I don't really eat cereal.
Just good coffee, some times with milk.
And actually, a breakfast pretty similar to what @azoreseuropa describes.

But that said, if I were to put some "cereal" in my milk, I would go with good old Müsli, with many nuts and some raisins.


----------



## spotanjo3 (Jun 12, 2017)

sarkwalvein said:


> I don't really eat cereal.
> Just good coffee, some times with milk.
> And actually, a breakfast pretty similar to what @azoreseuropa describes.
> 
> But that said, if I were to put some "cereal" in my milk, I would go with good old Müsli, with many nuts and some raisins.

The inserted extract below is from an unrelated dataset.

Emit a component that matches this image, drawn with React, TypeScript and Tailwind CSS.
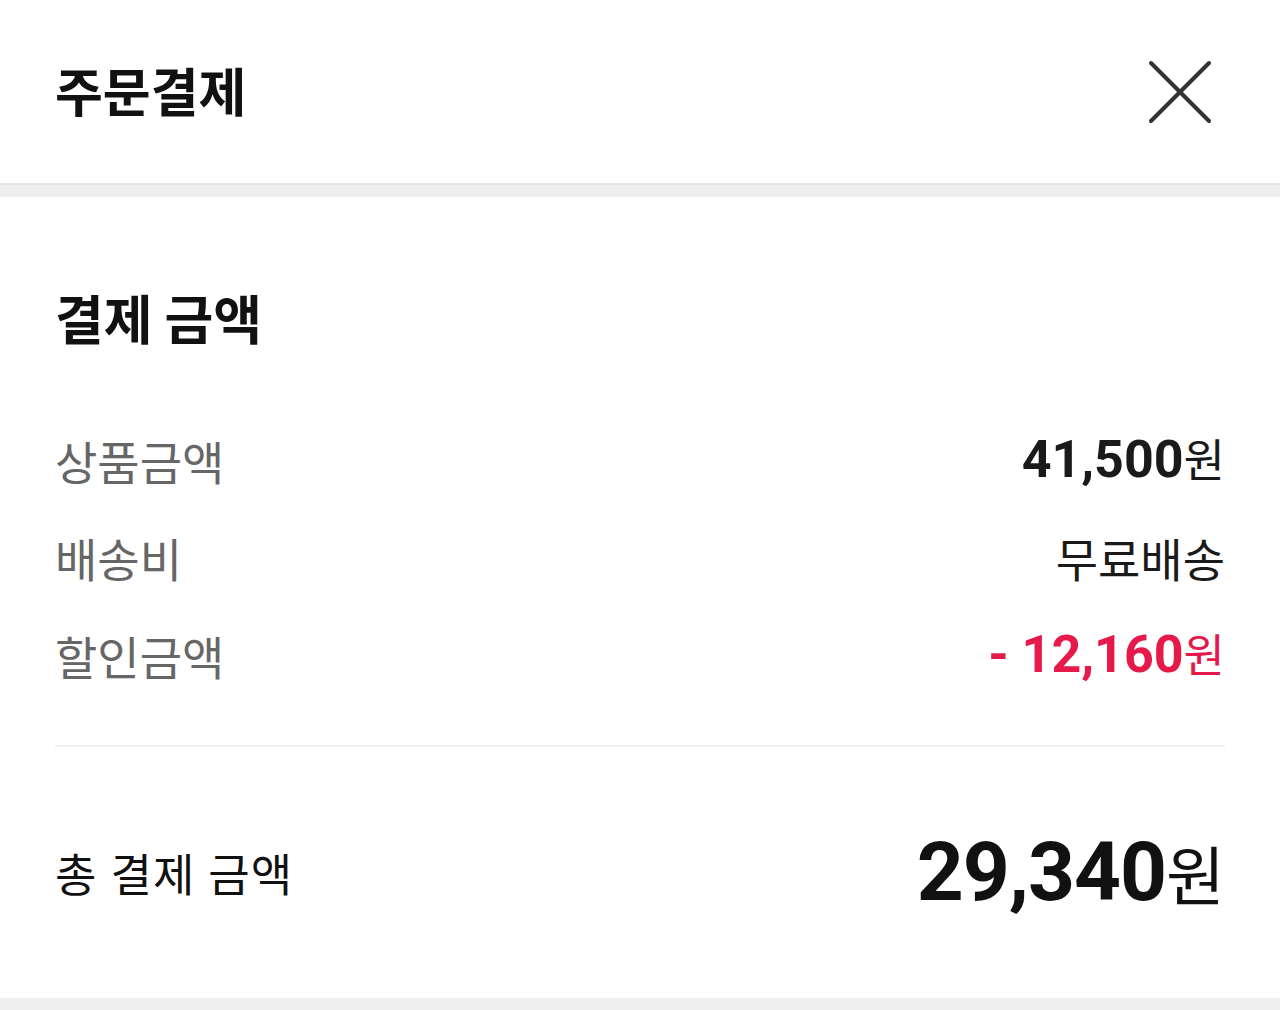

Perfect.  Same here since I am not into cereal but if I were to put some "cereal" in my milk then Müsli is my answer since it is very European and healthy. However, I am not fan of milk, thought. Anyway, Müsli is popular and known in Central and Northern Europe. Now it is influence in Portugal.


----------



## drenal (Jun 12, 2017)

iannoah440 said:


> I can´t life without this one.View attachment 89873


Those are awesome, although my family never buys them


----------



## Sharruken (Jun 12, 2017)

Just recently I picked up Maple Cheerios, they're amazing


----------



## Saiyan Lusitano (Jun 12, 2017)

azoreseuropa said:


> A tea, coffee with milk, and fresh ham/cheese/butter sandwiches. Yes, I drank a tea and coffee with milk in it when I was kid. Delicious! And just cheese and fresh sandwiches. Of course, any kind of pastry. Still today ... Now just decaf black coffee and green tea with those things. That's about it. Love them.


Ugh, tea. Hate tea. The rest I agree with.

Instead of ham/cheese/butter sandwich I prefer bacon or jamón/presunto if available.


----------



## spotanjo3 (Jun 12, 2017)

Saiyan Lusitano said:


> Ugh, tea. Hate tea. The rest I agree with.
> 
> Instead of ham/cheese/butter sandwich I prefer bacon or jamón/presunto if available.



What?! Are you kidding, man ? Tea rocks so is decaf coffee. Yummy! One thing I totally agreeing with you.. Bacon!! Love it!!


----------



## drenal (Jun 12, 2017)

azoreseuropa said:


> What?! Are you kidding, man ? Tea rocks so is decaf coffee. Yummy! One thing I totally agreeing with you.. Bacon!! Love it!!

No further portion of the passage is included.